## What is asked
Copy all of the material word for word, except for the pictures.

####################

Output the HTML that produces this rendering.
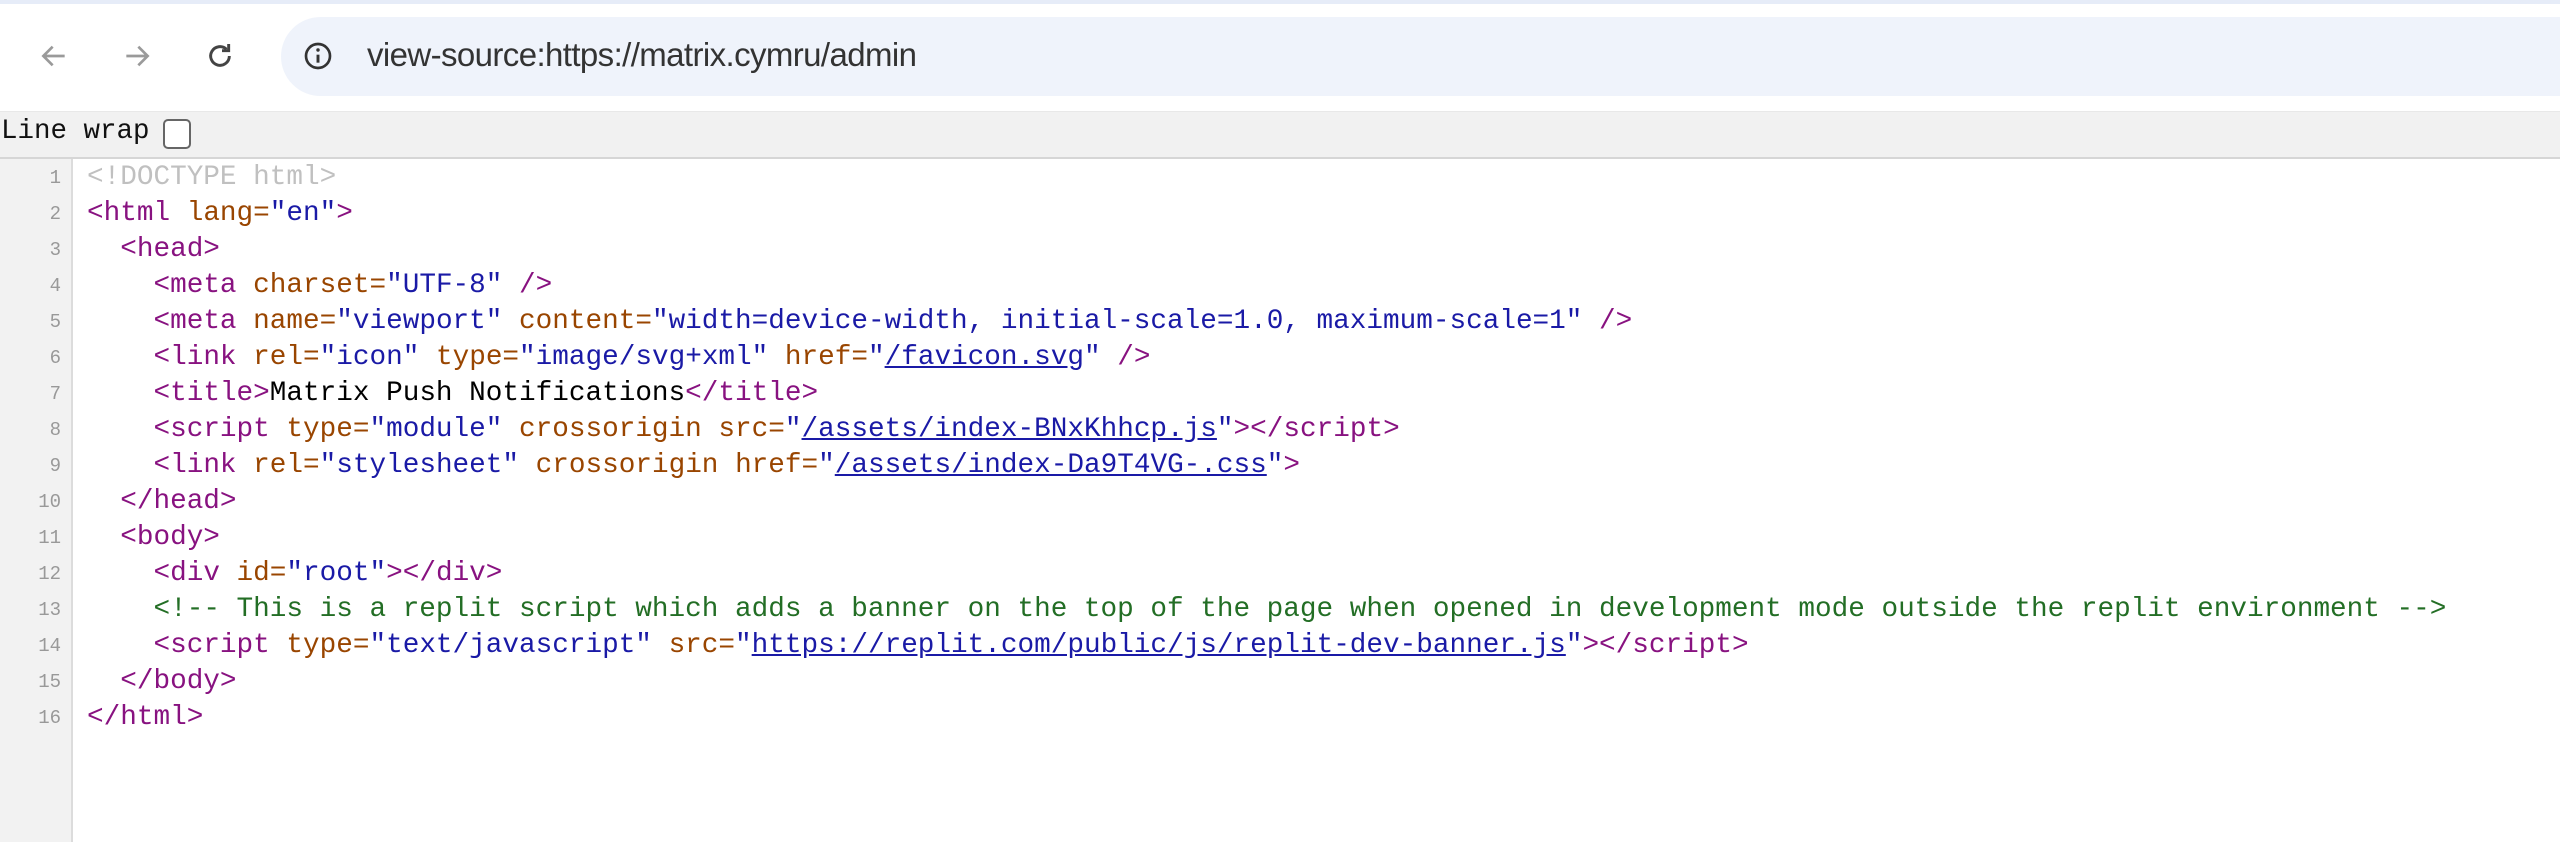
<!DOCTYPE html>
<html><head><style>
body{margin:0;width:2560px;height:842px;overflow:hidden;background:#fff;font-family:"Liberation Sans",sans-serif;position:relative}
.top{position:absolute;left:0;top:0;width:2560px;height:4px;background:#e6ecf8}
.addr{position:absolute;left:281px;top:17px;right:0;height:79px;background:#eff3fb;border-radius:40px 0 0 40px}
.url{position:absolute;left:367px;top:36px;font-size:33px;color:#333;letter-spacing:-0.6px}
.ic{position:absolute}
.bar{position:absolute;left:0;top:111px;width:2560px;height:45px;background:#f1f1f1;border-top:1px solid #e8e8e8;border-bottom:2px solid #d6d6d6}
.lw{position:absolute;left:1px;top:116px;font-family:"Liberation Mono",monospace;font-size:27.5px;color:#111}
.cb{position:absolute;left:163px;top:119px;width:24px;height:26px;border:2px solid #666;border-radius:5px;background:#fff}
.gut{position:absolute;left:0;top:159px;width:71px;height:683px;background:#f2f2f2;border-right:2px solid #dcdcdc}
.code{position:absolute;left:0;top:160px;font-family:"Liberation Mono",monospace;font-size:27.7px}
.l{height:36px;line-height:36px;white-space:pre;position:relative}
.n{position:absolute;left:0;width:61px;text-align:right;font-size:19px;color:#999}
.t{position:absolute;left:87px}
.g{color:#c0c0c0}.tg{color:#881280}.a{color:#994500}.v{color:#1a1aa6}.c{color:#236e25}
a{color:#1a1aa6;text-decoration:underline}
</style></head><body>
<div class="top"></div>
<svg class="ic" style="left:38px;top:40px" width="32" height="32" viewBox="0 0 24 24"><path d="M20 12H5M11 5l-7 7 7 7" fill="none" stroke="#9a9a9a" stroke-width="2"/></svg>
<svg class="ic" style="left:121px;top:40px" width="32" height="32" viewBox="0 0 24 24"><path d="M4 12h15M13 5l7 7-7 7" fill="none" stroke="#9a9a9a" stroke-width="2"/></svg>
<svg class="ic" style="left:204px;top:40px" width="32" height="32" viewBox="0 0 24 24"><path d="M19 12a7 7 0 1 1-2.1-5" fill="none" stroke="#444" stroke-width="2.2"/><path d="M18.5 3v5h-5" fill="none" stroke="#444" stroke-width="2.2"/></svg>
<div class="addr"></div>
<svg class="ic" style="left:302px;top:40px" width="32" height="32" viewBox="0 0 24 24"><circle cx="12" cy="12" r="9" fill="none" stroke="#333" stroke-width="2"/><path d="M12 11v6" stroke="#333" stroke-width="2.2"/><circle cx="12" cy="7.5" r="1.3" fill="#333"/></svg>
<div class="url">view-source:https://matrix.cymru/admin</div>
<div class="bar"></div>
<div class="lw">Line wrap</div><div class="cb"></div>
<div class="gut"></div>
<div class="code">
<div class="l"><span class="n">1</span><span class="t g">&lt;!DOCTYPE html&gt;</span></div>
<div class="l"><span class="n">2</span><span class="t"><span class="tg">&lt;html </span><span class="a">lang=</span><span class="v">"en"</span><span class="tg">&gt;</span></span></div>
<div class="l"><span class="n">3</span><span class="t">  <span class="tg">&lt;head&gt;</span></span></div>
<div class="l"><span class="n">4</span><span class="t">    <span class="tg">&lt;meta </span><span class="a">charset=</span><span class="v">"UTF-8"</span><span class="tg"> /&gt;</span></span></div>
<div class="l"><span class="n">5</span><span class="t">    <span class="tg">&lt;meta </span><span class="a">name=</span><span class="v">"viewport"</span> <span class="a">content=</span><span class="v">"width=device-width, initial-scale=1.0, maximum-scale=1"</span><span class="tg"> /&gt;</span></span></div>
<div class="l"><span class="n">6</span><span class="t">    <span class="tg">&lt;link </span><span class="a">rel=</span><span class="v">"icon"</span> <span class="a">type=</span><span class="v">"image/svg+xml"</span> <span class="a">href=</span><span class="v">"<a>/favicon.svg</a>"</span><span class="tg"> /&gt;</span></span></div>
<div class="l"><span class="n">7</span><span class="t">    <span class="tg">&lt;title&gt;</span>Matrix Push Notifications<span class="tg">&lt;/title&gt;</span></span></div>
<div class="l"><span class="n">8</span><span class="t">    <span class="tg">&lt;script </span><span class="a">type=</span><span class="v">"module"</span> <span class="a">crossorigin</span> <span class="a">src=</span><span class="v">"<a>/assets/index-BNxKhhcp.js</a>"</span><span class="tg">&gt;&lt;/script&gt;</span></span></div>
<div class="l"><span class="n">9</span><span class="t">    <span class="tg">&lt;link </span><span class="a">rel=</span><span class="v">"stylesheet"</span> <span class="a">crossorigin</span> <span class="a">href=</span><span class="v">"<a>/assets/index-Da9T4VG-.css</a>"</span><span class="tg">&gt;</span></span></div>
<div class="l"><span class="n">10</span><span class="t">  <span class="tg">&lt;/head&gt;</span></span></div>
<div class="l"><span class="n">11</span><span class="t">  <span class="tg">&lt;body&gt;</span></span></div>
<div class="l"><span class="n">12</span><span class="t">    <span class="tg">&lt;div </span><span class="a">id=</span><span class="v">"root"</span><span class="tg">&gt;&lt;/div&gt;</span></span></div>
<div class="l"><span class="n">13</span><span class="t">    <span class="c">&lt;!-- This is a replit script which adds a banner on the top of the page when opened in development mode outside the replit environment --&gt;</span></span></div>
<div class="l"><span class="n">14</span><span class="t">    <span class="tg">&lt;script </span><span class="a">type=</span><span class="v">"text/javascript"</span> <span class="a">src=</span><span class="v">"<a>https://replit.com/public/js/replit-dev-banner.js</a>"</span><span class="tg">&gt;&lt;/script&gt;</span></span></div>
<div class="l"><span class="n">15</span><span class="t">  <span class="tg">&lt;/body&gt;</span></span></div>
<div class="l"><span class="n">16</span><span class="t"><span class="tg">&lt;/html&gt;</span></span></div>
</div>
</body></html>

####################

## Reply
Output the HTML that produces this rendering.
<!DOCTYPE html>
<html><head><style>
body{margin:0;width:2560px;height:842px;overflow:hidden;background:#fff;font-family:"Liberation Sans",sans-serif;position:relative}
.top{position:absolute;left:0;top:0;width:2560px;height:4px;background:#e6ecf8}
.addr{position:absolute;left:281px;top:17px;right:0;height:79px;background:#eff3fb;border-radius:40px 0 0 40px}
.url{position:absolute;left:367px;top:36px;font-size:33px;color:#333;letter-spacing:-0.6px}
.ic{position:absolute}
.bar{position:absolute;left:0;top:111px;width:2560px;height:45px;background:#f1f1f1;border-top:1px solid #e8e8e8;border-bottom:2px solid #d6d6d6}
.lw{position:absolute;left:1px;top:116px;font-family:"Liberation Mono",monospace;font-size:27.5px;color:#111}
.cb{position:absolute;left:163px;top:119px;width:24px;height:26px;border:2px solid #666;border-radius:5px;background:#fff}
.gut{position:absolute;left:0;top:159px;width:71px;height:683px;background:#f2f2f2;border-right:2px solid #dcdcdc}
.code{position:absolute;left:0;top:160px;font-family:"Liberation Mono",monospace;font-size:27.7px}
.l{height:36px;line-height:36px;white-space:pre;position:relative}
.n{position:absolute;left:0;width:61px;text-align:right;font-size:19px;color:#999}
.t{position:absolute;left:87px}
.g{color:#c0c0c0}.tg{color:#881280}.a{color:#994500}.v{color:#1a1aa6}.c{color:#236e25}
a{color:#1a1aa6;text-decoration:underline}
</style></head><body>
<div class="top"></div>
<svg class="ic" style="left:38px;top:40px" width="32" height="32" viewBox="0 0 24 24"><path d="M20 12H5M11 5l-7 7 7 7" fill="none" stroke="#9a9a9a" stroke-width="2"/></svg>
<svg class="ic" style="left:121px;top:40px" width="32" height="32" viewBox="0 0 24 24"><path d="M4 12h15M13 5l7 7-7 7" fill="none" stroke="#9a9a9a" stroke-width="2"/></svg>
<svg class="ic" style="left:204px;top:40px" width="32" height="32" viewBox="0 0 24 24"><path d="M19 12a7 7 0 1 1-2.1-5" fill="none" stroke="#444" stroke-width="2.2"/><path d="M18.5 3v5h-5" fill="none" stroke="#444" stroke-width="2.2"/></svg>
<div class="addr"></div>
<svg class="ic" style="left:302px;top:40px" width="32" height="32" viewBox="0 0 24 24"><circle cx="12" cy="12" r="9" fill="none" stroke="#333" stroke-width="2"/><path d="M12 11v6" stroke="#333" stroke-width="2.2"/><circle cx="12" cy="7.5" r="1.3" fill="#333"/></svg>
<div class="url">view-source:https://matrix.cymru/admin</div>
<div class="bar"></div>
<div class="lw">Line wrap</div><div class="cb"></div>
<div class="gut"></div>
<div class="code">
<div class="l"><span class="n">1</span><span class="t g">&lt;!DOCTYPE html&gt;</span></div>
<div class="l"><span class="n">2</span><span class="t"><span class="tg">&lt;html </span><span class="a">lang=</span><span class="v">"en"</span><span class="tg">&gt;</span></span></div>
<div class="l"><span class="n">3</span><span class="t">  <span class="tg">&lt;head&gt;</span></span></div>
<div class="l"><span class="n">4</span><span class="t">    <span class="tg">&lt;meta </span><span class="a">charset=</span><span class="v">"UTF-8"</span><span class="tg"> /&gt;</span></span></div>
<div class="l"><span class="n">5</span><span class="t">    <span class="tg">&lt;meta </span><span class="a">name=</span><span class="v">"viewport"</span> <span class="a">content=</span><span class="v">"width=device-width, initial-scale=1.0, maximum-scale=1"</span><span class="tg"> /&gt;</span></span></div>
<div class="l"><span class="n">6</span><span class="t">    <span class="tg">&lt;link </span><span class="a">rel=</span><span class="v">"icon"</span> <span class="a">type=</span><span class="v">"image/svg+xml"</span> <span class="a">href=</span><span class="v">"<a>/favicon.svg</a>"</span><span class="tg"> /&gt;</span></span></div>
<div class="l"><span class="n">7</span><span class="t">    <span class="tg">&lt;title&gt;</span>Matrix Push Notifications<span class="tg">&lt;/title&gt;</span></span></div>
<div class="l"><span class="n">8</span><span class="t">    <span class="tg">&lt;script </span><span class="a">type=</span><span class="v">"module"</span> <span class="a">crossorigin</span> <span class="a">src=</span><span class="v">"<a>/assets/index-BNxKhhcp.js</a>"</span><span class="tg">&gt;&lt;/script&gt;</span></span></div>
<div class="l"><span class="n">9</span><span class="t">    <span class="tg">&lt;link </span><span class="a">rel=</span><span class="v">"stylesheet"</span> <span class="a">crossorigin</span> <span class="a">href=</span><span class="v">"<a>/assets/index-Da9T4VG-.css</a>"</span><span class="tg">&gt;</span></span></div>
<div class="l"><span class="n">10</span><span class="t">  <span class="tg">&lt;/head&gt;</span></span></div>
<div class="l"><span class="n">11</span><span class="t">  <span class="tg">&lt;body&gt;</span></span></div>
<div class="l"><span class="n">12</span><span class="t">    <span class="tg">&lt;div </span><span class="a">id=</span><span class="v">"root"</span><span class="tg">&gt;&lt;/div&gt;</span></span></div>
<div class="l"><span class="n">13</span><span class="t">    <span class="c">&lt;!-- This is a replit script which adds a banner on the top of the page when opened in development mode outside the replit environment --&gt;</span></span></div>
<div class="l"><span class="n">14</span><span class="t">    <span class="tg">&lt;script </span><span class="a">type=</span><span class="v">"text/javascript"</span> <span class="a">src=</span><span class="v">"<a>https://replit.com/public/js/replit-dev-banner.js</a>"</span><span class="tg">&gt;&lt;/script&gt;</span></span></div>
<div class="l"><span class="n">15</span><span class="t">  <span class="tg">&lt;/body&gt;</span></span></div>
<div class="l"><span class="n">16</span><span class="t"><span class="tg">&lt;/html&gt;</span></span></div>
</div>
</body></html>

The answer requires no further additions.